All of the data should be repeated exactly; pictures are not part of the copy.

+ + + +

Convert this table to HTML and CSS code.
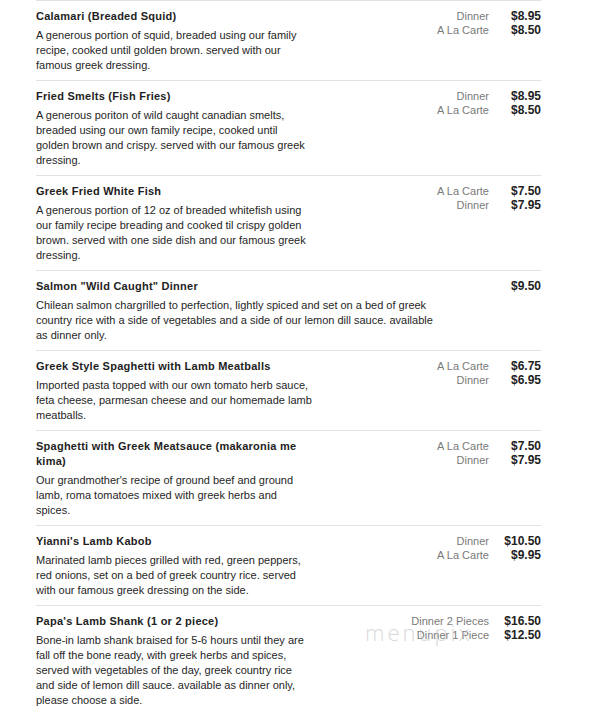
FILE: index.html
```html
<!DOCTYPE html>
<html>
<head>
<meta charset="utf-8">
<link rel="stylesheet" href="styles.css">
</head>
<body>
<div class="menu">
  <div class="item">
    <div class="info">
      <div class="name">Calamari (Breaded Squid)</div>
      <div class="desc">A generous portion of squid, breaded using our family recipe, cooked until golden brown. served with our famous greek dressing.</div>
    </div>
    <div class="prices">
      <span class="label">Dinner</span><span class="price">$8.95</span>
      <span class="label">A La Carte</span><span class="price">$8.50</span>
    </div>
  </div>
  <div class="item">
    <div class="info">
      <div class="name">Fried Smelts (Fish Fries)</div>
      <div class="desc">A generous poriton of wild caught canadian smelts, breaded using our own family recipe, cooked until golden brown and crispy. served with our famous greek dressing.</div>
    </div>
    <div class="prices">
      <span class="label">Dinner</span><span class="price">$8.95</span>
      <span class="label">A La Carte</span><span class="price">$8.50</span>
    </div>
  </div>
  <div class="item">
    <div class="info">
      <div class="name">Greek Fried White Fish</div>
      <div class="desc">A generous portion of 12 oz of breaded whitefish using our family recipe breading and cooked til crispy golden brown. served with one side dish and our famous greek dressing.</div>
    </div>
    <div class="prices">
      <span class="label">A La Carte</span><span class="price">$7.50</span>
      <span class="label">Dinner</span><span class="price">$7.95</span>
    </div>
  </div>
  <div class="item">
    <div class="info wide">
      <div class="name">Salmon "Wild Caught" Dinner</div>
      <div class="desc">Chilean salmon chargrilled to perfection, lightly spiced and set on a bed of greek country rice with a side of vegetables and a side of our lemon dill sauce. available as dinner only.</div>
    </div>
    <div class="prices">
      <span class="label"></span><span class="price">$9.50</span>
    </div>
  </div>
  <div class="item">
    <div class="info">
      <div class="name">Greek Style Spaghetti with Lamb Meatballs</div>
      <div class="desc">Imported pasta topped with our own tomato herb sauce, feta cheese, parmesan cheese and our homemade lamb meatballs.</div>
    </div>
    <div class="prices">
      <span class="label">A La Carte</span><span class="price">$6.75</span>
      <span class="label">Dinner</span><span class="price">$6.95</span>
    </div>
  </div>
  <div class="item">
    <div class="info">
      <div class="name">Spaghetti with Greek Meatsauce (makaronia me kima)</div>
      <div class="desc">Our grandmother's recipe of ground beef and ground lamb, roma tomatoes mixed with greek herbs and spices.</div>
    </div>
    <div class="prices">
      <span class="label">A La Carte</span><span class="price">$7.50</span>
      <span class="label">Dinner</span><span class="price">$7.95</span>
    </div>
  </div>
  <div class="item">
    <div class="info">
      <div class="name">Yianni's Lamb Kabob</div>
      <div class="desc">Marinated lamb pieces grilled with red, green peppers, red onions, set on a bed of greek country rice. served with our famous greek dressing on the side.</div>
    </div>
    <div class="prices">
      <span class="label">Dinner</span><span class="price">$10.50</span>
      <span class="label">A La Carte</span><span class="price">$9.95</span>
    </div>
  </div>
  <div class="item">
    <div class="info">
      <div class="name">Papa's Lamb Shank (1 or 2 piece)</div>
      <div class="desc">Bone-in lamb shank braised for 5-6 hours until they are fall off the bone ready, with greek herbs and spices, served with vegetables of the day, greek country rice and side of lemon dill sauce. available as dinner only, please choose a side.</div>
    </div>
    <div class="prices">
      <span class="label">Dinner 2 Pieces</span><span class="price">$16.50</span>
      <span class="label">Dinner 1 Piece</span><span class="price">$12.50</span>
    </div>
    <div class="watermark">menupix</div>
  </div>
</div>
</body>
</html>
```
FILE: styles.css
```css
html, body {
  margin: 0;
  padding: 0;
  background: #ffffff;
}
body {
  font-family: "Liberation Sans", Arial, sans-serif;
  color: #222222;
}
.menu {
  margin-left: 36px;
  width: 505px;
}
.item {
  position: relative;
  display: flex;
  justify-content: space-between;
  align-items: flex-start;
  border-top: 1px solid #e2e2e2;
  padding: 8px 0 7px 0;
}
.info {
  width: 277px;
}
.info.wide {
  width: 405px;
}
.name {
  font-size: 11px;
  font-weight: bold;
  line-height: 15px;
  letter-spacing: 0.25px;
  color: #1e1e1e;
}
.desc {
  margin-top: 4px;
  font-size: 11px;
  line-height: 15px;
  color: #262626;
}
.prices {
  display: grid;
  grid-template-columns: auto 52px;
  align-items: baseline;
}
.label {
  font-size: 11px;
  line-height: 14px;
  color: #7a7a7a;
  text-align: right;
}
.price {
  font-size: 12px;
  line-height: 14px;
  font-weight: bold;
  color: #1e1e1e;
  text-align: right;
}
.watermark {
  position: absolute;
  left: 329px;
  top: 11px;
  font-family: "Open Sans", sans-serif;
  font-weight: 300;
  font-size: 22px;
  line-height: 30px;
  letter-spacing: 3px;
  color: rgba(190, 190, 190, 0.6);
  pointer-events: none;
}
```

+ + + +

EXERCISE RESULT:
Convert this table to HTML and CSS code.
FILE: index.html
```html
<!DOCTYPE html>
<html>
<head>
<meta charset="utf-8">
<link rel="stylesheet" href="styles.css">
</head>
<body>
<div class="menu">
  <div class="item">
    <div class="info">
      <div class="name">Calamari (Breaded Squid)</div>
      <div class="desc">A generous portion of squid, breaded using our family recipe, cooked until golden brown. served with our famous greek dressing.</div>
    </div>
    <div class="prices">
      <span class="label">Dinner</span><span class="price">$8.95</span>
      <span class="label">A La Carte</span><span class="price">$8.50</span>
    </div>
  </div>
  <div class="item">
    <div class="info">
      <div class="name">Fried Smelts (Fish Fries)</div>
      <div class="desc">A generous poriton of wild caught canadian smelts, breaded using our own family recipe, cooked until golden brown and crispy. served with our famous greek dressing.</div>
    </div>
    <div class="prices">
      <span class="label">Dinner</span><span class="price">$8.95</span>
      <span class="label">A La Carte</span><span class="price">$8.50</span>
    </div>
  </div>
  <div class="item">
    <div class="info">
      <div class="name">Greek Fried White Fish</div>
      <div class="desc">A generous portion of 12 oz of breaded whitefish using our family recipe breading and cooked til crispy golden brown. served with one side dish and our famous greek dressing.</div>
    </div>
    <div class="prices">
      <span class="label">A La Carte</span><span class="price">$7.50</span>
      <span class="label">Dinner</span><span class="price">$7.95</span>
    </div>
  </div>
  <div class="item">
    <div class="info wide">
      <div class="name">Salmon "Wild Caught" Dinner</div>
      <div class="desc">Chilean salmon chargrilled to perfection, lightly spiced and set on a bed of greek country rice with a side of vegetables and a side of our lemon dill sauce. available as dinner only.</div>
    </div>
    <div class="prices">
      <span class="label"></span><span class="price">$9.50</span>
    </div>
  </div>
  <div class="item">
    <div class="info">
      <div class="name">Greek Style Spaghetti with Lamb Meatballs</div>
      <div class="desc">Imported pasta topped with our own tomato herb sauce, feta cheese, parmesan cheese and our homemade lamb meatballs.</div>
    </div>
    <div class="prices">
      <span class="label">A La Carte</span><span class="price">$6.75</span>
      <span class="label">Dinner</span><span class="price">$6.95</span>
    </div>
  </div>
  <div class="item">
    <div class="info">
      <div class="name">Spaghetti with Greek Meatsauce (makaronia me kima)</div>
      <div class="desc">Our grandmother's recipe of ground beef and ground lamb, roma tomatoes mixed with greek herbs and spices.</div>
    </div>
    <div class="prices">
      <span class="label">A La Carte</span><span class="price">$7.50</span>
      <span class="label">Dinner</span><span class="price">$7.95</span>
    </div>
  </div>
  <div class="item">
    <div class="info">
      <div class="name">Yianni's Lamb Kabob</div>
      <div class="desc">Marinated lamb pieces grilled with red, green peppers, red onions, set on a bed of greek country rice. served with our famous greek dressing on the side.</div>
    </div>
    <div class="prices">
      <span class="label">Dinner</span><span class="price">$10.50</span>
      <span class="label">A La Carte</span><span class="price">$9.95</span>
    </div>
  </div>
  <div class="item">
    <div class="info">
      <div class="name">Papa's Lamb Shank (1 or 2 piece)</div>
      <div class="desc">Bone-in lamb shank braised for 5-6 hours until they are fall off the bone ready, with greek herbs and spices, served with vegetables of the day, greek country rice and side of lemon dill sauce. available as dinner only, please choose a side.</div>
    </div>
    <div class="prices">
      <span class="label">Dinner 2 Pieces</span><span class="price">$16.50</span>
      <span class="label">Dinner 1 Piece</span><span class="price">$12.50</span>
    </div>
    <div class="watermark">menupix</div>
  </div>
</div>
</body>
</html>
```
FILE: styles.css
```css
html, body {
  margin: 0;
  padding: 0;
  background: #ffffff;
}
body {
  font-family: "Liberation Sans", Arial, sans-serif;
  color: #222222;
}
.menu {
  margin-left: 36px;
  width: 505px;
}
.item {
  position: relative;
  display: flex;
  justify-content: space-between;
  align-items: flex-start;
  border-top: 1px solid #e2e2e2;
  padding: 8px 0 7px 0;
}
.info {
  width: 277px;
}
.info.wide {
  width: 405px;
}
.name {
  font-size: 11px;
  font-weight: bold;
  line-height: 15px;
  letter-spacing: 0.25px;
  color: #1e1e1e;
}
.desc {
  margin-top: 4px;
  font-size: 11px;
  line-height: 15px;
  color: #262626;
}
.prices {
  display: grid;
  grid-template-columns: auto 52px;
  align-items: baseline;
}
.label {
  font-size: 11px;
  line-height: 14px;
  color: #7a7a7a;
  text-align: right;
}
.price {
  font-size: 12px;
  line-height: 14px;
  font-weight: bold;
  color: #1e1e1e;
  text-align: right;
}
.watermark {
  position: absolute;
  left: 329px;
  top: 11px;
  font-family: "Open Sans", sans-serif;
  font-weight: 300;
  font-size: 22px;
  line-height: 30px;
  letter-spacing: 3px;
  color: rgba(190, 190, 190, 0.6);
  pointer-events: none;
}
```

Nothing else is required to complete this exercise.